En raison de la diffusion par les sociétés bibliques de bibles protestantes bon marché, l’Église catholique finit cependant par autoriser des biblistes catholiques à traduire la Bible en français. La traduction d’Augustin Crampon, publiée d’abord en sept volumes (1894-1904), puis en un seul (1904), est la première traduction catholique française réalisée à partir des textes originaux. Elle se distingue notamment par ses nombreuses notes et par l’utilisation constante du nom Jéhovah.
Enfin, le Vatican fait volte-face et fixe, dans l’encyclique Divino Afflante Spiritu (1943), les règles de la traduction de la Bible en langues vernaculaires. Depuis cette date, de nombreuses traductions catholiques ont été publiées, dont la célèbre Bible de Jérusalem, parue d’abord en français, puis traduite en plusieurs autres langues, dont l’anglais.
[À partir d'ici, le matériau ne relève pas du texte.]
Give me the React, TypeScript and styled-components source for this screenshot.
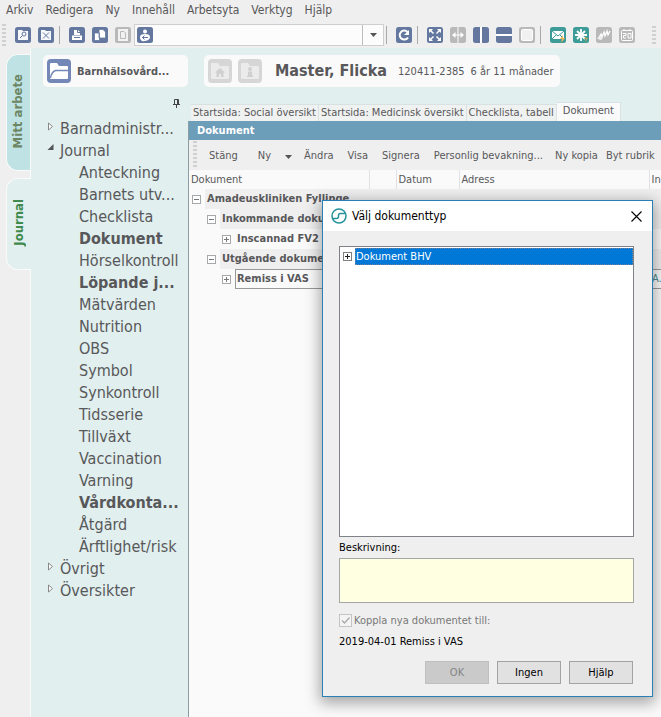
import React from "react";
import styled, { createGlobalStyle } from "styled-components";

const Global = createGlobalStyle`
  * { box-sizing: border-box; }
  html, body { margin: 0; height: 100%; overflow: hidden; }
  #root { height: 100%; }
  body, button, input, textarea, table {
    font-family: "DejaVu Sans Condensed", "Noto Sans", sans-serif;
    font-size: 11px;
  }
  button { cursor: default; }
`;

const Shell = styled.div`
  height: 100%;
  display: flex;
  flex-direction: column;
  background: #efefef;
  color: #58585a;
`;

const MenuBar = styled.nav`
  display: flex;
  align-items: flex-start;
  gap: 12px;
  height: 22px;
  flex: none;
  padding: 0 6px;
`;

const MenuItem = styled.button`
  border: 0;
  padding: 0;
  background: none;
  color: inherit;
  font-size: 12px;
  line-height: 20px;
`;

const Toolbar = styled.div`
  display: flex;
  align-items: center;
  flex: none;
  height: 26px;
  padding-left: 2px;
  overflow: hidden;
`;

const Grip = styled.span<{ $h: number; $ml?: number }>`
  width: 4px;
  height: ${(p) => p.$h}px;
  margin-left: ${(p) => p.$ml ?? 0}px;
  flex: none;
  background: repeating-linear-gradient(#d0d0d0 0 2px, transparent 2px 4px);
`;

const ToolButton = styled.button<{ $gap?: number }>`
  border: 0;
  padding: 0;
  background: none;
  width: 16px;
  height: 16px;
  flex: none;
  margin-left: ${(p) => p.$gap ?? 7}px;
  svg { display: block; }
`;

const Separator = styled.span<{ $ml?: number }>`
  width: 1px;
  height: 18px;
  margin-left: ${(p) => p.$ml ?? 5}px;
  flex: none;
  background: #a9a9a9;
`;

const Combo = styled.div`
  display: flex;
  align-items: center;
  width: 250px;
  height: 22px;
  margin-left: 3px;
  flex: none;
  background: #fcfcfc;
  border: 1px solid #cfcfcf;
  svg { flex: none; margin-left: 2px; }
`;

const ComboInput = styled.input`
  flex: 1;
  min-width: 0;
  border: 0;
  background: none;
  outline: none;
`;

const ComboArrow = styled.button`
  display: grid;
  place-items: center;
  width: 21px;
  height: 100%;
  padding: 0;
  border: 0;
  border-left: 1px solid #bdbdbd;
  background: none;
  svg { margin: 0; }
`;

const Body = styled.div`
  flex: 1;
  min-height: 0;
  display: flex;
`;

const SideTabs = styled.div`
  width: 31px;
  flex: none;
  padding-left: 6px;
  display: flex;
  flex-direction: column;
  gap: 7px;
  padding-top: 6px;
  border-right: 1px solid #fafafa;
`;

const SideTab = styled.button<{ $active?: boolean }>`
  width: ${(p) => (p.$active ? 25 : 24)}px;
  height: ${(p) => (p.$active ? 92 : 117)}px;
  padding: 0 2px 0 0;
  border: 1px solid #fafafa;
  border-right: 0;
  border-radius: 12px 0 0 12px;
  background: ${(p) => (p.$active ? "#e1efef" : "#bfe2e4")};
  color: ${(p) => (p.$active ? "#3f8a4c" : "#6c8562")};
  font-size: 13px;
  font-weight: bold;
  span {
    writing-mode: vertical-rl;
    transform: rotate(180deg);
  }
`;

const Workspace = styled.div`
  flex: 1;
  min-width: 0;
  display: flex;
  flex-direction: column;
  background: #e1efef;
`;

const Header = styled.div`
  display: flex;
  gap: 16px;
  flex: none;
  padding: 7px 12px 0;
`;

const Card = styled.div<{ $w: number }>`
  display: flex;
  align-items: center;
  width: ${(p) => p.$w}px;
  height: 32px;
  padding-left: 4px;
  border-radius: 5px;
  background: #fafafa;
  white-space: nowrap;
  svg { flex: none; margin-right: 6px; }
`;

const UnitName = styled.strong``;

const PatientName = styled.h1`
  margin: 0 11px 0 7px;
  font-size: 16px;
  line-height: 24px;
`;

const PatientInfo = styled.span`
  margin-right: 6px;
`;

const Columns = styled.div`
  flex: 1;
  min-height: 0;
  display: flex;
`;

const Nav = styled.aside`
  width: 157px;
  flex: none;
  padding-top: 12px;
`;

const PinRow = styled.div`
  display: flex;
  justify-content: flex-end;
  height: 19px;
  padding-right: 7px;
`;

const NavItem = styled.a<{ $level: number; $bold?: boolean }>`
  display: flex;
  height: 22px;
  padding-left: ${(p) => (p.$level ? 48 : 16)}px;
  padding-right: 6px;
  font-size: 16px;
  line-height: 22px;
  font-weight: ${(p) => (p.$bold ? "bold" : "normal")};
  color: inherit;
  text-decoration: none;
  white-space: nowrap;
  svg { flex: none; width: 8px; margin: 4px 5px 0 0; }
`;

const Main = styled.main`
  flex: 1;
  min-width: 0;
  display: flex;
  flex-direction: column;
  padding-top: 14px;
`;

const Tabs = styled.div`
  display: flex;
  align-items: flex-end;
  height: 20px;
  flex: none;
  padding-left: 3px;
`;

const Tab = styled.button<{ $active?: boolean }>`
  height: ${(p) => (p.$active ? 19 : 17)}px;
  padding: ${(p) => (p.$active ? "0 6px 3px" : "0 2px")};
  border: 1px solid #d9e2e2;
  border-width: 1px 1px 0 0;
  background: ${(p) => (p.$active ? "#fafafa" : "#f0f1f1")};
  color: inherit;
  line-height: 14px;
  white-space: nowrap;
`;

const Panel = styled.section`
  flex: 1;
  min-height: 0;
  border-left: 1px solid #8c9ca3;
  background: #fafafa;
  overflow: hidden;
`;

const PanelTitle = styled.h2`
  margin: 0;
  padding-left: 8px;
  height: 19px;
  line-height: 19px;
  font-size: 11px;
  color: #fff;
  background: #6c9db9;
`;

const Actions = styled.div`
  display: flex;
  align-items: center;
  height: 30px;
  padding-left: 4px;
  background: #efefef;
`;

const Action = styled.button<{ $ml: number }>`
  flex: none;
  margin-left: ${(p) => p.$ml}px;
  padding: 1px 0 0;
  border: 0;
  background: none;
  color: inherit;
  white-space: nowrap;
`;

const Table = styled.table`
  width: 100%;
  table-layout: fixed;
  border-collapse: collapse;
  th {
    height: 19px;
    padding: 0 2px;
    font-weight: normal;
    text-align: left;
    border-right: 1px solid #e2e2e6;
  }
  th:last-child { border-right: 0; }
  td {
    height: 20px;
    padding: 0;
    white-space: nowrap;
  }
`;

const Cell = styled.div<{ $indent: number; $shade?: boolean; $boxed?: boolean }>`
  display: flex;
  align-items: center;
  height: 20px;
  padding-left: ${(p) => 3 + p.$indent * 15}px;
  font-weight: bold;
  svg { flex: none; }
  span {
    flex: 1;
    height: 20px;
    margin-left: 4px;
    padding-left: 1px;
    line-height: 18px;
    background: ${(p) => (p.$shade ? "#efefef" : "none")};
    border: 1px solid ${(p) => (p.$boxed ? "#999" : "transparent")};
    border-right: 0;
  }
`;

const EndCell = styled.div<{ $shade?: boolean; $boxed?: boolean }>`
  height: 20px;
  line-height: 18px;
  padding-left: 3px;
  background: ${(p) => (p.$shade ? "#efefef" : "none")};
  border: 1px solid ${(p) => (p.$boxed ? "#999" : "transparent")};
  border-width: 1px 0;
  color: #4d8b91;
`;

const Dialog = styled.div`
  position: absolute;
  left: 322px;
  top: 200px;
  width: 331px;
  display: flex;
  flex-direction: column;
  background: #efefef;
  border: 1px solid #2a7fb5;
  box-shadow: 0 4px 14px 2px rgba(0, 0, 0, 0.35);
  color: #000;
`;

const DialogTitle = styled.header`
  display: flex;
  align-items: center;
  height: 30px;
  flex: none;
  padding: 0 10px 0 8px;
  background: #fff;
  h2 {
    flex: 1;
    margin: 0 0 0 5px;
    font-size: 12px;
    font-weight: normal;
  }
`;

const CloseButton = styled.button`
  padding: 0;
  border: 0;
  background: none;
  svg { display: block; }
`;

const DialogBody = styled.div`
  display: flex;
  flex-direction: column;
  padding: 15px 18px 12px 16px;
`;

const TypeTree = styled.div`
  height: 291px;
  padding: 1px 0 0 3px;
  background: #fff;
  border: 1px solid #7f8388;
`;

const TypeRow = styled.div`
  display: flex;
  align-items: center;
  height: 17px;
  gap: 3px;
  span {
    flex: 1;
    height: 17px;
    line-height: 17px;
    padding-left: 1px;
    color: #fff;
    background: #0078d7;
    outline: 1px dotted #6f8299;
    outline-offset: -1px;
  }
`;

const Label = styled.label`
  height: 21px;
  line-height: 22px;
`;

const Description = styled.textarea`
  height: 45px;
  resize: none;
  border: 1px solid #a6a6a6;
  background: #ffffe1;
`;

const CheckLabel = styled.label`
  display: flex;
  align-items: center;
  gap: 2px;
  height: 15px;
  margin-top: 10px;
  color: #787878;
`;

const Check = styled.input`
  appearance: none;
  width: 13px;
  height: 13px;
  margin: 0;
  border: 1px solid #c4c4c4;
  background: #f4f4f4 url("data:image/svg+xml,%3Csvg xmlns='http://www.w3.org/2000/svg' viewBox='0 0 11 11'%3E%3Cpath d='M2 5.5l2.5 2.5 5-5.5' fill='none' stroke='%23aaa' stroke-width='1.3'/%3E%3C/svg%3E");
`;

const Linked = styled.p`
  margin: 6px 0 0;
  line-height: 16px;
`;

const Buttons = styled.div`
  display: flex;
  justify-content: flex-end;
  gap: 8px;
  margin-top: 11px;
  padding-right: 1px;
`;

const PushButton = styled.button`
  width: 64px;
  height: 23px;
  padding: 0;
  border: 1px solid #a3a3a3;
  background: #e1e1e1;
  color: #000;
  &:disabled {
    border-color: #bfbfbf;
    background: #cacaca;
    color: #858585;
  }
`;

const blue = "#64789f";
const grey = "#b9b9b9";
const teal = "#3d9c98";

function Glyph({ fill = blue, children }: { fill?: string; children?: React.ReactNode }) {
  return (
    <svg width="16" height="16" viewBox="0 0 16 16" fill="none" stroke="#fff">
      <rect width="16" height="16" rx="2.5" fill={fill} stroke="none" />
      {children}
    </svg>
  );
}

const Sheet = <path d="M3 3h4l1 1h5v9h-10z" fill="#f6f8fb" stroke="none" />;

function Expander({ open, dark }: { open?: boolean; dark?: boolean }) {
  const ink = dark ? "#222" : "#777";
  return (
    <svg width="9" height="9" viewBox="0 0 9 9" fill="#fff">
      <rect x=".5" y=".5" width="8" height="8" stroke={dark ? "#808080" : "#a5a9ac"} />
      <path d={open ? "M2 4.5h5" : "M2 4.5h5M4.5 2v5"} stroke={ink} />
    </svg>
  );
}

function Down() {
  return (
    <svg width="7" height="4" viewBox="0 0 7 4"><path d="M0 0h7L3.5 4z" fill="#555" /></svg>
  );
}

function Folder({ fill, mark }: { fill: string; mark?: "home" | "info" }) {
  const light = mark ? "#ebebeb" : "#fff";
  return (
    <svg width="24" height="24" viewBox="0 0 24 24">
      <rect width="24" height="24" rx="4" fill={fill} />
      <path d="M3 5q0-1 1-1h6l2 3h8q1 0 1 1v11q0 1-1 1H4q-1 0-1-1z" fill={light} />
      {!mark && <path d="M3.500 19q1-6 5-7.500h12.500" fill="none" stroke={fill} strokeWidth="1.400" />}
      {mark === "home" && <path d="M7 13.500L12 9l5 4.500h-1.500V18h-2.500v-3h-2v3H8.500v-4.500z" fill="#d0d0d0" />}
      {mark === "info" && <path d="M12 8a2 2 0 110 4 2 2 0 010-4M10 12.500h4v4h1v1.500H9v-1.500h1z" fill="#d0d0d0" />}
    </svg>
  );
}

const navItems: { text: string; level: number; bold?: boolean; open?: boolean }[] = [
  { text: "Barnadministr...", level: 0 },
  { text: "Journal", level: 0, open: true },
  { text: "Anteckning", level: 1 },
  { text: "Barnets utv...", level: 1 },
  { text: "Checklista", level: 1 },
  { text: "Dokument", level: 1, bold: true },
  { text: "Hörselkontroll", level: 1 },
  { text: "Löpande j...", level: 1, bold: true },
  { text: "Mätvärden", level: 1 },
  { text: "Nutrition", level: 1 },
  { text: "OBS", level: 1 },
  { text: "Symbol", level: 1 },
  { text: "Synkontroll", level: 1 },
  { text: "Tidsserie", level: 1 },
  { text: "Tillväxt", level: 1 },
  { text: "Vaccination", level: 1 },
  { text: "Varning", level: 1 },
  { text: "Vårdkonta...", level: 1, bold: true },
  { text: "Åtgärd", level: 1 },
  { text: "Ärftlighet/risk", level: 1 },
  { text: "Övrigt", level: 0 },
  { text: "Översikter", level: 0 },
];

const rows: { text: string; indent: number; open?: boolean; shade?: boolean; boxed?: boolean; end?: string }[] = [
  { text: "Amadeuskliniken Fyllinge", indent: 0, open: true, shade: true },
  { text: "Inkommande dokument", indent: 1, open: true, shade: true },
  { text: "Inscannad FV2", indent: 2 },
  { text: "Utgående dokument", indent: 1, open: true, shade: true },
  { text: "Remiss i VAS", indent: 2, boxed: true, end: "A." },
];

export default function App() {
  return (
    <Shell>
      <Global />
      <MenuBar>
        {["Arkiv", "Redigera", "Ny", "Innehåll", "Arbetsyta", "Verktyg", "Hjälp"].map((m) => (
          <MenuItem key={m}>{m}</MenuItem>
        ))}
      </MenuBar>
      <Toolbar>
        <Grip $h={22} />
        <ToolButton $gap={9} aria-label="Sök"><Glyph>{Sheet}<circle cx="9" cy="7" r="2" stroke={blue} /><path d="M7.500 8.500L5 11" stroke={blue} /></Glyph></ToolButton>
        <ToolButton aria-label="Stäng"><Glyph>{Sheet}<path d="M5 5.500l6 6M11 5.500l-6 6" stroke={blue} /></Glyph></ToolButton>
        <Separator />
        <ToolButton $gap={9} aria-label="Skriv ut"><Glyph><path d="M5 8V3h4l2 2v3M3 8.500h10V13H3z" fill="#fff" stroke="none" /><path d="M5 10.500h6M8.500 3v2.500H11" stroke={blue} /></Glyph></ToolButton>
        <ToolButton aria-label="Kopiera"><Glyph><path d="M2.500 6h5v7.500h-5zM7 2.500h4l2.500 2.500v6H7z" fill="#fff" stroke={blue} strokeWidth=".8" /></Glyph></ToolButton>
        <ToolButton aria-label="Klistra in"><Glyph fill={grey}><rect x="3" y="2" width="10" height="12" fill="#f2f2f2" stroke="none" /><path d="M5.500 4.500h3.500l1.500 1.500v5.500h-5z" stroke={grey} /></Glyph></ToolButton>
        <Combo>
          <Glyph><circle cx="8" cy="4.500" r="2" fill="#fff" stroke="none" /><path d="M3 10q0-3 5-3t5 3-5 4-5-4z" fill="#fff" stroke="none" /><path d="M5 10.500h6M7.500 8.500l-2 2 2 2" stroke={blue} /></Glyph>
          <ComboInput aria-label="Patient" />
          <ComboArrow aria-label="Visa lista"><Down /></ComboArrow>
        </Combo>
        <Separator $ml={2} />
        <ToolButton $gap={9} aria-label="Uppdatera"><Glyph><path d="M12 10.500A4.500 4.500 0 1111.500 5" strokeWidth="2" /><path d="M13 3v5H8z" fill="#fff" stroke="none" /></Glyph></ToolButton>
        <Separator />
        <ToolButton $gap={9} aria-label="Helskärm"><Glyph><path d="M3 3l3.500 3.500M13 3L9.500 6.500M3 13l3.500-3.500M13 13L9.500 9.500" strokeWidth="1.500" /><path d="M2 2h4L2 6zM14 2v4L10 2zM2 14v-4l4 4zM14 14h-4l4-4z" fill="#fff" stroke="none" /></Glyph></ToolButton>
        <ToolButton aria-label="Bredd"><Glyph fill={grey}><path d="M8 0v16M3 8h10" /><path d="M2 8l3.500-3v6zM14 8l-3.500-3v6z" fill="#fff" stroke="none" /></Glyph></ToolButton>
        <ToolButton aria-label="Delad lodrätt"><Glyph><path d="M8 0v16" strokeWidth="2" /></Glyph></ToolButton>
        <ToolButton aria-label="Delad vågrätt"><Glyph><path d="M0 8h16" strokeWidth="2" /></Glyph></ToolButton>
        <ToolButton aria-label="Ett fönster"><Glyph fill={grey}><rect x="2.500" y="2.500" width="11" height="11" rx="1" fill="#f1f1f1" /></Glyph></ToolButton>
        <Separator />
        <ToolButton $gap={9} aria-label="Meddelande"><Glyph fill={teal}><path d="M2 4h12v8H2z" fill="#fff" stroke="none" /><path d="M2 4l6 5 6-5M2 12l4-4M14 12l-4-4" stroke={teal} /><path d="M13 8l-3 4h2l-1 4 4-5h-2z" fill="#eeb45a" stroke="none" /></Glyph></ToolButton>
        <ToolButton aria-label="Ny händelse"><Glyph fill={teal}><path d="M8 2v12M2 8h12M4 4l8 8M12 4l-8 8" strokeWidth="1.800" /><path d="M13 9l-2 3h2l-1 4 3-5h-2z" fill="#b5a860" stroke="none" /></Glyph></ToolButton>
        <ToolButton aria-label="Diagram"><Glyph fill={grey}><path d="M2 12l3-5 1 3 2-5 1 4 2-5 1 4 2-4" strokeWidth="1.300" /><circle cx="4.500" cy="11" r="2" fill="#eee" stroke="none" /></Glyph></ToolButton>
        <ToolButton aria-label="Kalender"><Glyph fill={grey}><rect x="2.500" y="3.500" width="11" height="10" rx="1" /><path d="M4 6.500h3v2H4.500v2.500H7M9 6.500h3v4.500H9zM5 2v2M11 2v2" /></Glyph></ToolButton>
        <Grip $h={18} $ml={17} />
      </Toolbar>
      <Body>
        <SideTabs>
          <SideTab><span>Mitt arbete</span></SideTab>
          <SideTab $active><span>Journal</span></SideTab>
        </SideTabs>
        <Workspace>
          <Header>
            <Card $w={145}><Folder fill="#7488b8" /><UnitName>Barnhälsovård...</UnitName></Card>
            <Card $w={356}>
              <Folder fill="#d6d6d6" mark="home" />
              <Folder fill="#d6d6d6" mark="info" />
              <PatientName>Master, Flicka</PatientName>
              <PatientInfo>120411-2385</PatientInfo>
              <PatientInfo>6 år 11 månader</PatientInfo>
            </Card>
          </Header>
          <Columns>
            <Nav>
              <PinRow>
                <svg width="9" height="9" viewBox="0 0 9 9" fill="none" stroke="#444"><path d="M2.500 5V.5h4V5M5.500 1v4M1 5.500h7M4.500 6v3" /></svg>
              </PinRow>
              {navItems.map((n) => (
                <NavItem key={n.text} href="#" $level={n.level} $bold={n.bold}>
                  {n.level === 0 && (
                    <svg width="8" height="9" viewBox="0 0 8 9">
                      {n.open ? <path d="M6.500 0v6H.5z" fill="#555" /> : <path d="M1.500 1l4 3.500-4 3.500z" fill="#fff" stroke="#888" />}
                    </svg>
                  )}
                  {n.text}
                </NavItem>
              ))}
            </Nav>
            <Main>
              <Tabs>
                <Tab>Startsida: Social översikt</Tab>
                <Tab>Startsida: Medicinsk översikt</Tab>
                <Tab>Checklista, tabell</Tab>
                <Tab $active>Dokument</Tab>
              </Tabs>
              <Panel>
                <PanelTitle>Dokument</PanelTitle>
                <Actions>
                  <Grip $h={28} />
                  <Action $ml={12}>Stäng</Action>
                  <Action $ml={20}>Ny</Action>
                  <Action $ml={14} aria-label="Fler val"><Down /></Action>
                  <Action $ml={12}>Ändra</Action>
                  <Action $ml={14}>Visa</Action>
                  <Action $ml={14}>Signera</Action>
                  <Action $ml={14}>Personlig bevakning...</Action>
                  <Action $ml={12}>Ny kopia</Action>
                  <Action $ml={8}>Byt rubrik</Action>
                </Actions>
                <Table>
                  <colgroup><col width="180" /><col width="27" /><col width="63" /><col width="190" /><col /></colgroup>
                  <thead><tr><th>Dokument</th><th /><th>Datum</th><th>Adress</th><th>In</th></tr></thead>
                  <tbody>
                    {rows.map((r) => (
                      <tr key={r.text}>
                        <td colSpan={4}><Cell $indent={r.indent} $shade={r.shade} $boxed={r.boxed}><Expander open={r.open} /><span>{r.text}</span></Cell></td>
                        <td><EndCell $shade={r.shade} $boxed={r.boxed}>{r.end}</EndCell></td>
                      </tr>
                    ))}
                  </tbody>
                </Table>
              </Panel>
            </Main>
          </Columns>
        </Workspace>
      </Body>
      <Dialog role="dialog" aria-label="Välj dokumenttyp">
        <DialogTitle>
          <svg width="16" height="16" viewBox="0 0 16 16" fill="none" stroke="#24939b" strokeWidth="1.500"><circle cx="8" cy="8" r="7" /><path d="M1.500 10.500h4q2 0 2-2v-1q0-2 2-2h5" /></svg>
          <h2>Välj dokumenttyp</h2>
          <CloseButton aria-label="Stäng"><svg width="11" height="11" viewBox="0 0 11 11" stroke="#000" strokeWidth="1.100"><path d="M.5.5l10 10M10.500.5l-10 10" /></svg></CloseButton>
        </DialogTitle>
        <DialogBody>
          <TypeTree><TypeRow><Expander dark /><span>Dokument BHV</span></TypeRow></TypeTree>
          <Label htmlFor="description">Beskrivning:</Label>
          <Description id="description" />
          <CheckLabel><Check type="checkbox" defaultChecked disabled />Koppla nya dokumentet till:</CheckLabel>
          <Linked>2019-04-01 Remiss i VAS</Linked>
          <Buttons>
            <PushButton disabled>OK</PushButton>
            <PushButton>Ingen</PushButton>
            <PushButton>Hjälp</PushButton>
          </Buttons>
        </DialogBody>
      </Dialog>
    </Shell>
  );
}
Des francophones du monde entier se réjouissent de lire la Parole de Dieu dans l’édition française des Saintes Écritures — Traduction du monde nouveau, parue en 1974 et révisée en 1995. Dans toutes les langues dans lesquelles elle est publiée, la Traduction du monde nouveau rend honneur à l’Auteur de la Bible en rétablissant le nom “ Jéhovah ” dans les Écritures hébraïques et, là où il convenait de le faire, dans les Écritures grecques. À ce jour, l’édition française a été imprimée à plus de cinq millions d’exemplaires. Sans conteste, la Bible française est sortie victorieuse de sa lutte pour l’existence.
[Note]
a Les imprimeurs français étaient si productifs qu’en 1552, lorsque l’Inquisition espagnole ordonna la saisie de toutes les bibles étrangères, le tribunal de Séville rapporta que 90 % des exemplaires confisqués avaient été imprimés en France !
[Illustrations, page 16]
Bible de Lefèvre d’Étaples (1530).
Bible d’Olivétan (1535).
[Illustration, page 17]
Exemplaire rare de la “ Bible du XIIIe siècle ”.